Furthermore, we oppose the Credit Card Competition Act for the following reasons:

  • The bill does not promote competition, instead it dramatically expands the role of the federal government to overregulate the market for credit cards. Today, requiring multiple dual-message networks to function over one card is technologically infeasible. The cost of overhauling our current credit system to comply with the mandates in the bill could cost up to $5 billion. This “competition” bill also excludes three-party model networks, such as American Express and Discover. Conveniently, Discover is based in Sen. Dick Durbin’s (D-Ill.) home state of Illinois. 
  • The mandates in the bill are so costly that more than $75 billion in rewards that consumers receive every year would largely disappear. According to the International Center for Law & Economics, “86% of credit cardholders have active rewards cards, including 77% of cardholders with a household income of less than $50,000.” The disappearance of rewards could also harm minority communities and small businesses. 
  • The bill authorizes the federal government to intervene in contracts between private parties. The federal government should not be interfering in private contractual agreements. This encroachment will force small community banks and credit unions to severely limit or cease providing co-branded cards that millions of consumers use every day. This is similar to how Biden’s Securities and Exchange Commission is attempting to dictate provisions of contracts between private fund advisers and investors.
  • There is no evidence that this bill will pass savings down to consumers. A report from the Government Accountability Office stated that if the regulations in the Durbin Amendment “had not been implemented, 65 percent of noninterest checking accounts offered by covered banks would have been free.” Since the enactment of the Durbin Amendment, about 22% of retailers have raised prices on consumers while only 1% lowered prices. Additional regulation on credit interchange will affect fees and interest in the credit market, thus increasing costs for consumers.
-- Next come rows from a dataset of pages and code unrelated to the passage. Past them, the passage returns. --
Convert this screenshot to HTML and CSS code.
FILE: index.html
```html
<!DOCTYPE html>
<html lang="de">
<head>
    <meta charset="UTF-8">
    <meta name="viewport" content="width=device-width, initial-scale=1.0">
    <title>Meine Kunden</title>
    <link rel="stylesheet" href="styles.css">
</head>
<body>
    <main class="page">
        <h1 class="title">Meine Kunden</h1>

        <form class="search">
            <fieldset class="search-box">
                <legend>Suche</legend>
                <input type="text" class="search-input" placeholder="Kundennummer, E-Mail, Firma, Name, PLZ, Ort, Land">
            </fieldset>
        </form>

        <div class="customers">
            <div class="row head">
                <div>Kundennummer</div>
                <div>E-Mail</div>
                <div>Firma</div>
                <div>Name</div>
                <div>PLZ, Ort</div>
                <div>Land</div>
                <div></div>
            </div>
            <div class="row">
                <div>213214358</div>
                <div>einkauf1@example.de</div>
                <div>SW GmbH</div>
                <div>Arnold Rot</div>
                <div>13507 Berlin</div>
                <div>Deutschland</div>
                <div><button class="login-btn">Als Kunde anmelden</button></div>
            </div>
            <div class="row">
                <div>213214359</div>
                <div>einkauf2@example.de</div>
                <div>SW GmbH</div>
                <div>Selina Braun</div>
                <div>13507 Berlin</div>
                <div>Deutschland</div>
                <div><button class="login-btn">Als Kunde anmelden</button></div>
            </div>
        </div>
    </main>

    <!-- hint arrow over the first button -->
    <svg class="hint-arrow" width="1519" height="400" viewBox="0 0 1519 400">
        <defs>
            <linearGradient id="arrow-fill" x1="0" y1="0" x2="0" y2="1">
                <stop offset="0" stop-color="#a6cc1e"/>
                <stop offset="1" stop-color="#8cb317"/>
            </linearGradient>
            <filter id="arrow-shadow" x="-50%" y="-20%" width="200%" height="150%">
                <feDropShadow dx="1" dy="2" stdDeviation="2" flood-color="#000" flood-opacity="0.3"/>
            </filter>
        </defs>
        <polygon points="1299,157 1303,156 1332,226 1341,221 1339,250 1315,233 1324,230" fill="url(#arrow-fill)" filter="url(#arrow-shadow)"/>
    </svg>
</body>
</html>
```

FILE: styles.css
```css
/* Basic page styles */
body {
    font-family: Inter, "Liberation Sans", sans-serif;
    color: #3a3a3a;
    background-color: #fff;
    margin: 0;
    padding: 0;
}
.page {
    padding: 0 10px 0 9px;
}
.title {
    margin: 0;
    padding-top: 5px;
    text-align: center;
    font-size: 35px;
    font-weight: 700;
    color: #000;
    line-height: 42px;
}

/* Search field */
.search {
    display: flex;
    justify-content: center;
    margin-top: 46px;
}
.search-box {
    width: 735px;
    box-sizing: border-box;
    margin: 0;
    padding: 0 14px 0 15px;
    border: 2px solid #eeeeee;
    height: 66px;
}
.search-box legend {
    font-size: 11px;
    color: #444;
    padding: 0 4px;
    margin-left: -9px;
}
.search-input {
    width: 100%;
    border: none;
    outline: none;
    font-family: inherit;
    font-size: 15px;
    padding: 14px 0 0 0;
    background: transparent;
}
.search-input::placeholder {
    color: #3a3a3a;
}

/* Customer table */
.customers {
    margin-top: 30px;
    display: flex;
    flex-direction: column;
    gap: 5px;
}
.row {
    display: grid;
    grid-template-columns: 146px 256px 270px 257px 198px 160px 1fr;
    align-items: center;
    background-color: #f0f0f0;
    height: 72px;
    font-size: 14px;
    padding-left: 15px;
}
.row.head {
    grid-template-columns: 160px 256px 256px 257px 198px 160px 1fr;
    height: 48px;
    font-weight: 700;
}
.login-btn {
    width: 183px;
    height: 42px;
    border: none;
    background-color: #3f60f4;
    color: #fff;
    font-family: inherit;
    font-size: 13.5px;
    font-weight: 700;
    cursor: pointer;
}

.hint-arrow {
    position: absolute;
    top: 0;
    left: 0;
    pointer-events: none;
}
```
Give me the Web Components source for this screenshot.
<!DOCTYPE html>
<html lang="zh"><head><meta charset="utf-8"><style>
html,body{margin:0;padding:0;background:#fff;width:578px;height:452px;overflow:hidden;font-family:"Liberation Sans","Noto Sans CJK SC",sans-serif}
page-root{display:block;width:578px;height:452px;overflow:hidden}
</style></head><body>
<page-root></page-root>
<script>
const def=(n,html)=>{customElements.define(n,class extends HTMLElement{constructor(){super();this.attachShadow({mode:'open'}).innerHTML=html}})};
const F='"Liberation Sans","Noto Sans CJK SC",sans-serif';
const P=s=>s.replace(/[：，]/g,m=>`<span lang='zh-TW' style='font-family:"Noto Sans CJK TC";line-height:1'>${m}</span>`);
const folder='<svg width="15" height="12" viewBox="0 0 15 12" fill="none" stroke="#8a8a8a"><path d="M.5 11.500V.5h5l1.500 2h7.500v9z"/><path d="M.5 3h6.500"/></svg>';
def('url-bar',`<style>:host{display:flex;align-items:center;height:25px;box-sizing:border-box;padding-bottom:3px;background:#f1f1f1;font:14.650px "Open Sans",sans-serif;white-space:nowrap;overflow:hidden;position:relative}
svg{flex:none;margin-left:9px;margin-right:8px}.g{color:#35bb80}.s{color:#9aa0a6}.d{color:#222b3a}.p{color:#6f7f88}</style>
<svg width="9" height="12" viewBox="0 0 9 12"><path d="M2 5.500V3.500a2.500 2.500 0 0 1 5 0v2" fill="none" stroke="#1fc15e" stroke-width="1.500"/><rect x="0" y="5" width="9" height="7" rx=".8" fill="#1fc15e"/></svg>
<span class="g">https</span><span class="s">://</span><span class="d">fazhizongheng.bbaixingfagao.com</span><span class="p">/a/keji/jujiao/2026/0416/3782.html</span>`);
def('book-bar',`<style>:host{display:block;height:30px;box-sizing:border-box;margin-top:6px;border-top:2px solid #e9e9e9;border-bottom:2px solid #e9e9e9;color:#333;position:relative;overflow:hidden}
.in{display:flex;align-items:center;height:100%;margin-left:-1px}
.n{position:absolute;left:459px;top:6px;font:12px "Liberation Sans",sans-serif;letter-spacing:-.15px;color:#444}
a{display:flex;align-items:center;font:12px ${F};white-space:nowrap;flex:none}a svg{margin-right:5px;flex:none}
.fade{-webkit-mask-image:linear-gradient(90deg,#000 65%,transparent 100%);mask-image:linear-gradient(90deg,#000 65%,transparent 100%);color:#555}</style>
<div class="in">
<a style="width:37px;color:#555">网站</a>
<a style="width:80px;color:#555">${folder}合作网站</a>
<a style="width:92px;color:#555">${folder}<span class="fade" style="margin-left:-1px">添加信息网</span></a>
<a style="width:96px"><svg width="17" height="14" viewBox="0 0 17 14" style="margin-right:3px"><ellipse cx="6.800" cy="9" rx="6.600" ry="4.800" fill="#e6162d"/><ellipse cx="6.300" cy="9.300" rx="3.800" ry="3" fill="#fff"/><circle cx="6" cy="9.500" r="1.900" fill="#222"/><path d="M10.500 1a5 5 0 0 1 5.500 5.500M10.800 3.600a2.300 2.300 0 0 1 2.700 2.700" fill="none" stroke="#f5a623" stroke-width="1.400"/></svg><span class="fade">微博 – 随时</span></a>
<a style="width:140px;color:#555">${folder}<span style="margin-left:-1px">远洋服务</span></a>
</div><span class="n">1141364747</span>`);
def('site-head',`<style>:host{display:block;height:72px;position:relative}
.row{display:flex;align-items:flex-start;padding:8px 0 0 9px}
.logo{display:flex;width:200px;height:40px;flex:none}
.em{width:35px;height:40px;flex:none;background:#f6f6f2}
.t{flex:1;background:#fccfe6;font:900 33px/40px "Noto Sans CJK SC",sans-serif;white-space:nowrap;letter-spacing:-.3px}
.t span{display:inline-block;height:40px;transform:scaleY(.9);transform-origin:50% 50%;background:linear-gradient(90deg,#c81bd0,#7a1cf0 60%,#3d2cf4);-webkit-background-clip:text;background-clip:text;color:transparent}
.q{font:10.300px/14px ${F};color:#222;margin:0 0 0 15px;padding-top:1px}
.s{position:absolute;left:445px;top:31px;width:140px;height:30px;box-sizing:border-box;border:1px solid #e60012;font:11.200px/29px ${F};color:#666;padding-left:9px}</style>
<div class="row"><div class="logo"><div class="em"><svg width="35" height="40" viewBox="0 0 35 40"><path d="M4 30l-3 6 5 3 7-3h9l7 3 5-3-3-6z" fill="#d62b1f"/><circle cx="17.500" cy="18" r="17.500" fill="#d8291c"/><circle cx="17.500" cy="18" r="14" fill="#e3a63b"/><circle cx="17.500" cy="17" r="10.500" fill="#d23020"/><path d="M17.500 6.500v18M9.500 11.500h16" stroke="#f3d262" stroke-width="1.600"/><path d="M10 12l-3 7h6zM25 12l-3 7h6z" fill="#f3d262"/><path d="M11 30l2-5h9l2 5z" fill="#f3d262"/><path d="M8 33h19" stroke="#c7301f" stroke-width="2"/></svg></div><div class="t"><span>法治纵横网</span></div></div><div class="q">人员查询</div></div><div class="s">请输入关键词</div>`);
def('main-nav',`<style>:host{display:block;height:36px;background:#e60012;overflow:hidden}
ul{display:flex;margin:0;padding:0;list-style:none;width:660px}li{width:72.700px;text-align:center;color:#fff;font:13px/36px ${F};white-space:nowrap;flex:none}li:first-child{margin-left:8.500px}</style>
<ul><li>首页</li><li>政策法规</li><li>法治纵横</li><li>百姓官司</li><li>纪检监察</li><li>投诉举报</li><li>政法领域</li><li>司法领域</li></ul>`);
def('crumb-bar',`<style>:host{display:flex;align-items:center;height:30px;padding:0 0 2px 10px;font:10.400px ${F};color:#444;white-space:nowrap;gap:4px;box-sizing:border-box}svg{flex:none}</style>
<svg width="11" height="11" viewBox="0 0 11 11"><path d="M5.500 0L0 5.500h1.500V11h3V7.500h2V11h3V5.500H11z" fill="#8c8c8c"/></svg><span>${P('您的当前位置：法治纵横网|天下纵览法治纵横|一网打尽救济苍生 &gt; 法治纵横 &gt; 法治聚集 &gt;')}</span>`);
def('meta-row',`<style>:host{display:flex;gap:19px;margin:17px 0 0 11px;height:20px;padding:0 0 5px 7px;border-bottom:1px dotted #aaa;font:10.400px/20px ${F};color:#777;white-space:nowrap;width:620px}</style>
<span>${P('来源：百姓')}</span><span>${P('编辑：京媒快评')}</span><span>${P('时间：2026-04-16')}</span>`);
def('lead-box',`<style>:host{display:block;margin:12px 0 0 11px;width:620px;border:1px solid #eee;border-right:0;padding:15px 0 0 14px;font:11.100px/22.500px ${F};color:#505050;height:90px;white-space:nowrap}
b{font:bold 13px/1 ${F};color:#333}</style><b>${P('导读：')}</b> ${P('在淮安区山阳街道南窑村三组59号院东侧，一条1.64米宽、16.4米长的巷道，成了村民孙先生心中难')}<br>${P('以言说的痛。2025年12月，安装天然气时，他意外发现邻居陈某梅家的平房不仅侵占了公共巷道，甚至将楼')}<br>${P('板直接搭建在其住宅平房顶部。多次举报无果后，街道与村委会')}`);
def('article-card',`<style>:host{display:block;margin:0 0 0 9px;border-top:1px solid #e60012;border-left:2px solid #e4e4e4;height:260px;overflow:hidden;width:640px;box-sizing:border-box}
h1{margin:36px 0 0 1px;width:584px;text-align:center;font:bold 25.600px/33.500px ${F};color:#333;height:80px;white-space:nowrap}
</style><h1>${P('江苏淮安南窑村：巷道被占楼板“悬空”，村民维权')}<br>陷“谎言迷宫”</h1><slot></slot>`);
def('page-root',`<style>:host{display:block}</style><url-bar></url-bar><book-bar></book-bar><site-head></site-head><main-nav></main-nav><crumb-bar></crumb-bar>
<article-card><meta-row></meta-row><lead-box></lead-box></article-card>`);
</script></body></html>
  • Because the bill forces credit cards to allow access to all networks, proprietary technology will be exposed to competing networks, destroying incentives to create new and innovative fraud protection and cybersecurity. As one paper points out, the routing mandates “largely undermine the economics of networks and issuers.”
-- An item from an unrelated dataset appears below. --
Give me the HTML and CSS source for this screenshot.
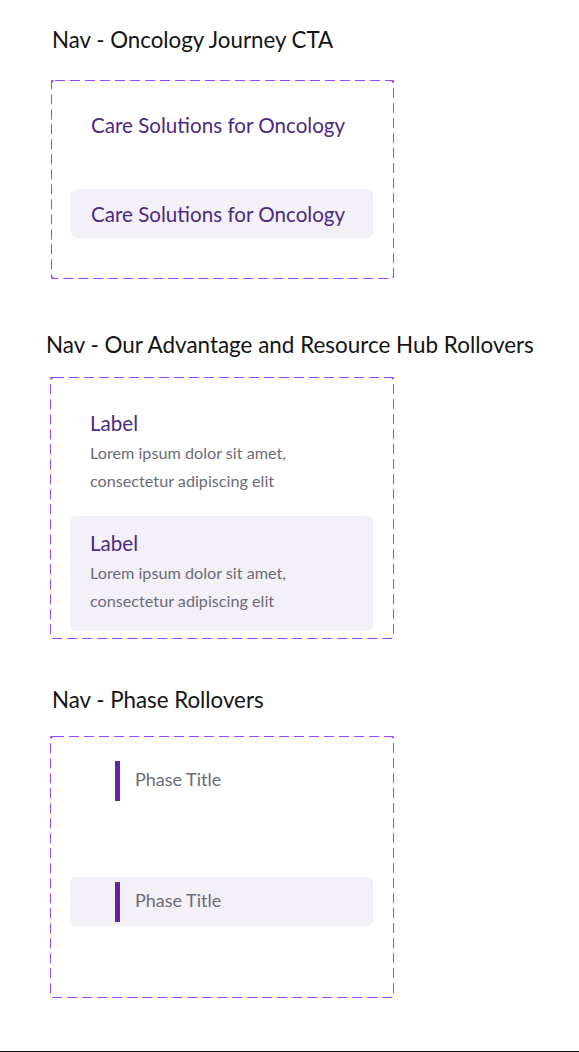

  • The bill does not resolve the issue of applying merchant category codes to firearm sales. There is state legislation that has already been enacted, such as in Florida, to prohibit financial firms and the government from surveilling purchases of firearms. However, the Credit Card Competition Act will do nothing to solve this issue. Congress should instead mimic the currently existing state legislation or examine why the International Organization for Standardization (ISO) is able to circumvent our elected representatives and impose requirements on American companies that could be put at a competitive disadvantage to foreign competitors. ISO, like the Basel Committee on Banking Supervision, possesses no supranational authority or legal force in the United States.
  • The bill does not ban China UnionPay or other state-owned payment card networks from operating in the U.S. Rather, the bill tells the Federal Reserve to “establish a public list” of payment card networks that “pose a risk to the national security of the United States” or is “owned, operated, or sponsored by a foreign state entity.” Drafting a list of payment networks owned and operated by totalitarian regimes is a far cry from a bill that explicitly bans these payment card networks.
  • The bill is a perfect example of Congress ceding its Article I authority to the Federal Reserve. All the provisions of this bill require the Federal Reserve to draft rules to carry out its mandates. The Federal Reserve does not receive Congressional appropriations—it is self-funded by earning interest through its open market operations. This makes the Federal Reserve, and any rules it issues, less accountable to Congress. The bill would pass once, but as we have seen with debit card regulation, the Federal Reserve would regulate multiple times over, potentially decades into the future.

Based on the points made above, we oppose the Credit Card Competition Act. We encourage all lawmakers to oppose this bill.